You can use a factory function to provide default values for fields. This is particularly useful for mutable default values like lists or dictionaries.
from dataclasses import dataclass, field
def default_subjects():
return ["Math", "Science"]
@dataclass
class Teacher:
name: str
subjects: list = field(default_factory=default_subjects)
t = Teacher("Mr. Smith")
print(t) # Output: Teacher(name='Mr. Smith', subjects=['Math', 'Science'])
You can exclude a field from being considered in automatic methods like __eq__
.
from dataclasses import dataclass, field
@dataclass
class Product:
name: str
price: float
id: int = field(compare=False)
p1 = Product("Widget", 19.99, 1001)
p2 = Product("Widget", 19.99, 1002)
print(p1 == p2) # Output: True
In this case, the id field is excluded from comparisons. Although p1 and p2 have different id values, they are considered equal.
Dataclasses can be inherited, and the fields of the parent class are also considered in the child class.

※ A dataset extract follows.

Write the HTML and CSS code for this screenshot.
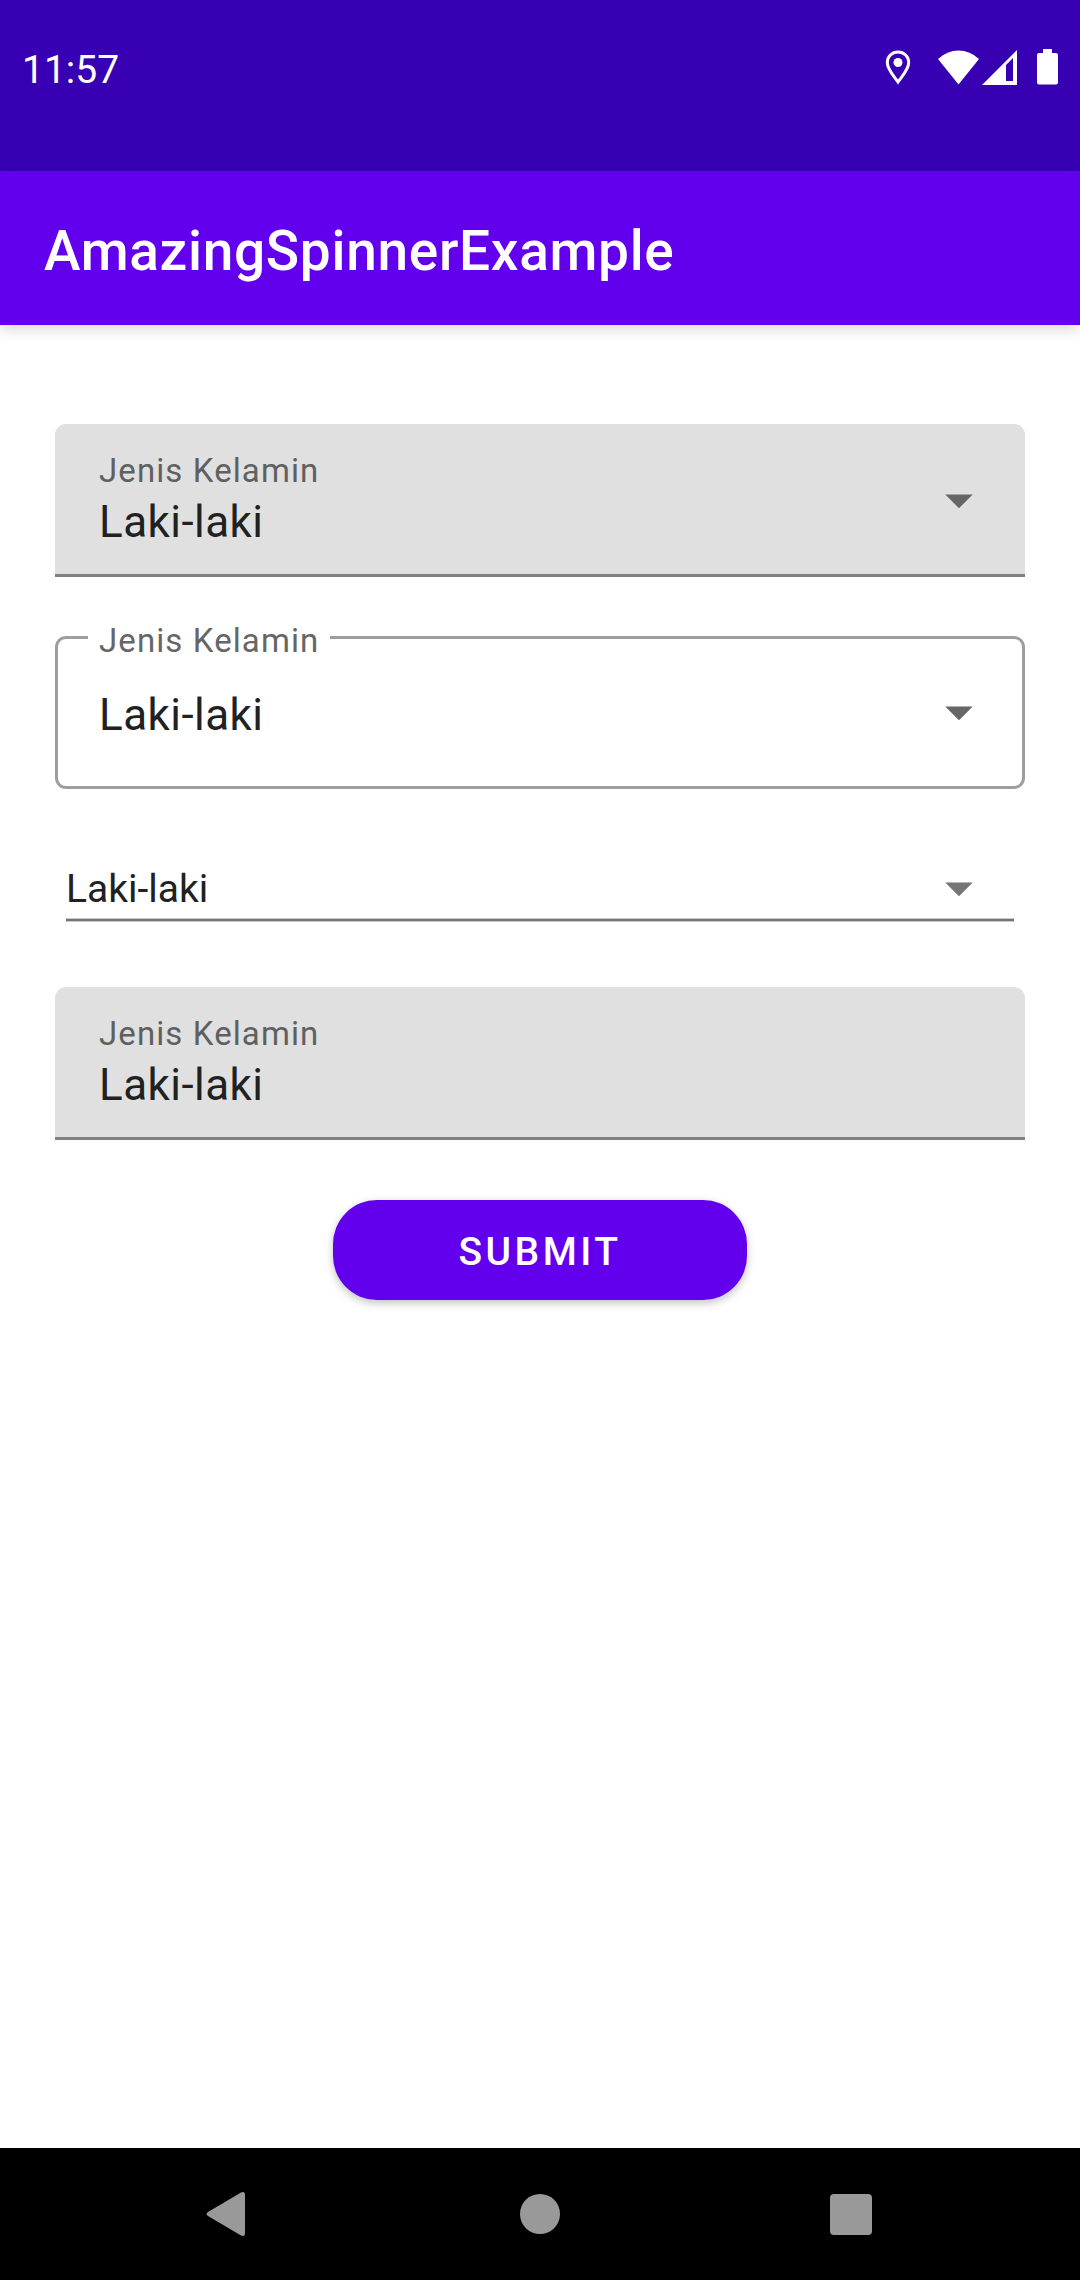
FILE: index.html
```html
<!DOCTYPE html>
<html lang="id">
<head>
<meta charset="utf-8">
<meta name="viewport" content="width=device-width, initial-scale=1">
<title>AmazingSpinnerExample</title>
<link rel="stylesheet" href="styles.css">
</head>
<body>
<div class="status-bar">
  <time class="clock">11:57</time>
  <div class="status-icons">
    <svg width="26" height="36" viewBox="0 0 26 36" aria-hidden="true"><path d="M13 3C7 3 2.300 7.500 2.300 13.500C2.300 20.500 8.500 26.500 13 33C17.500 26.500 23.700 20.500 23.700 13.500C23.700 7.500 19 3 13 3Z" fill="none" stroke="#fff" stroke-width="3"/><circle cx="13" cy="13.500" r="4.500" fill="#fff"/></svg>
    <svg class="wifi" width="42" height="36" viewBox="0 0 42 36" aria-hidden="true"><path d="M0 10Q9 1.500 20.500 1.500T41 10L20.500 35.500Z" fill="#fff"/></svg>
    <svg class="signal" width="36" height="36" viewBox="0 0 36 36" aria-hidden="true"><path fill-rule="evenodd" d="M0 36L35 1V36ZM24 16V32H31V9Z" fill="#fff"/></svg>
    <svg class="battery" width="21" height="36" viewBox="0 0 21 36" aria-hidden="true"><path d="M6 0H15V4H19Q21 4 21 6V33.500Q21 35.500 19 35.500H2Q0 35.500 0 33.500V6Q0 4 2 4H6Z" fill="#fff"/></svg>
  </div>
</div>
<header class="app-bar"><h1 class="app-title">AmazingSpinnerExample</h1></header>
<main class="content">
  <form class="form">
    <div class="field filled">
      <select class="control" id="gender-filled"><option>Laki-laki</option><option>Perempuan</option></select>
      <label class="label" for="gender-filled">Jenis Kelamin</label>
      <svg class="arrow" viewBox="0 0 24 24" aria-hidden="true"><path d="M7 10l5 5 5-5z"/></svg>
    </div>
    <div class="field outlined">
      <select class="control" id="gender-outlined"><option>Laki-laki</option><option>Perempuan</option></select>
      <label class="label" for="gender-outlined">Jenis Kelamin</label>
      <svg class="arrow" viewBox="0 0 24 24" aria-hidden="true"><path d="M7 10l5 5 5-5z"/></svg>
    </div>
    <div class="field plain">
      <select class="control" aria-label="Jenis Kelamin"><option>Laki-laki</option><option>Perempuan</option></select>
      <svg class="arrow" viewBox="0 0 24 24" aria-hidden="true"><path d="M7 10l5 5 5-5z"/></svg>
    </div>
    <div class="field filled">
      <input class="control" id="gender-text" type="text" value="Laki-laki">
      <label class="label" for="gender-text">Jenis Kelamin</label>
    </div>
    <button class="submit" type="button">SUBMIT</button>
  </form>
</main>
<nav class="nav-bar">
  <button class="nav-button" type="button" aria-label="Back"><svg width="46" height="46" viewBox="0 0 46 46"><path d="M2 21L35 1.500Q39 0 39 4V42Q39 46 35 44.500L2 25Q-1 23 2 21Z"/></svg></button>
  <button class="nav-button" type="button" aria-label="Home"><svg width="46" height="46" viewBox="0 0 46 46"><circle cx="23" cy="23" r="20"/></svg></button>
  <button class="nav-button" type="button" aria-label="Recent apps"><svg width="46" height="46" viewBox="0 0 46 46"><rect x="2" y="3" width="42" height="41" rx="4"/></svg></button>
</nav>
</body>
</html>
```
FILE: styles.css
```css
* {
  box-sizing: border-box;
}

body {
  margin: 0;
  min-height: 100vh;
  display: flex;
  flex-direction: column;
  background: #fff;
  color: #212121;
  font-family: Roboto, "Noto Sans", sans-serif;
}

button,
input,
select {
  font-family: inherit;
}

svg {
  display: block;
}

.status-bar {
  display: flex;
  justify-content: space-between;
  align-items: flex-start;
  padding: 49px 22px 80px;
  background: #3700b3;
  color: #fff;
}

.clock {
  font-size: 39px;
  line-height: 42px;
}

.status-icons {
  display: flex;
}

.wifi {
  margin-left: 27px;
}

.signal {
  margin-left: 2px;
}

.battery {
  margin-left: 19px;
}

.app-bar {
  padding: 48px 44px 42px;
  background: #6200ee;
  color: #fff;
  box-shadow: 0 4px 14px rgba(0, 0, 0, 0.16);
}

.app-title {
  margin: 0;
  font-size: 55px;
  line-height: 64px;
  font-weight: 500;
  letter-spacing: 0.0125em;
}

.content {
  flex: 1;
  padding: 99px 55px;
}

.form {
  display: flex;
  flex-direction: column;
}

/* The control, its label and its arrow share one grid cell. */
.field {
  display: grid;
}

.field > * {
  grid-area: 1 / 1;
}

.control {
  width: 100%;
  height: 153px;
  margin: 0;
  border: 0;
  border-radius: 0;
  outline: 0;
  background: none;
  color: #212121;
  font-size: 44px;
  letter-spacing: 0.01em;
  appearance: none;
}

.label {
  justify-self: start;
  align-self: start;
  margin: 27px 0 0 44px;
  color: #606060;
  font-size: 33px;
  line-height: 40px;
  letter-spacing: 0.0333em;
}

.arrow {
  width: 66px;
  height: 66px;
  justify-self: end;
  align-self: center;
  margin: 0 33px 2px 0;
  fill: #666;
  pointer-events: none;
}

.filled .control {
  padding: 46px 44px 0;
  border-bottom: 3px solid #808080;
  border-radius: 11px 11px 0 0;
  background: #e0e0e0;
}

.outlined {
  margin-top: 59px;
}

.outlined .control {
  padding: 5px 41px 0;
  border: 3px solid #9e9e9e;
  border-radius: 11px;
}

.outlined .label {
  margin: -15px 0 0 33px;
  padding: 0 11px;
  background: #fff;
  color: #666;
}

.plain {
  margin: 66px 11px;
}

.plain .control {
  height: 66px;
  padding: 3px 0 0;
  border-bottom: 2px solid #757575;
  box-shadow: 0 1px #c8c8c8, inset 0 -1px #c8c8c8;
  font-size: 39px;
  letter-spacing: normal;
}

.plain .arrow {
  margin: 0 22px 0 0;
  fill: #757575;
}

.submit {
  align-self: center;
  width: 414px;
  height: 100px;
  margin-top: 60px;
  padding: 3px 0 0;
  border: 0;
  border-radius: 44px;
  background: #6200ee;
  box-shadow: 0 3px 8px rgba(0, 0, 0, 0.25);
  color: #fff;
  font-size: 39px;
  font-weight: 500;
  letter-spacing: 0.0893em;
}

.nav-bar {
  display: grid;
  grid-template-columns: repeat(3, 1fr);
  padding: 0 74px;
  background: #000;
}

.nav-button {
  display: flex;
  justify-content: center;
  padding: 43px 0;
  border: 0;
  background: none;
  fill: #999;
}
```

Dataclasses in Python are a powerful feature for developers looking to create classes for data storage with less boilerplate code. They are particularly useful for creating readable and maintainable codebases. While they don't offer significant runtime performance improvements over regular classes, their ease of use and the automatic generation of common methods make them an attractive choice for many Python programmers, especially when working with data-centric applications.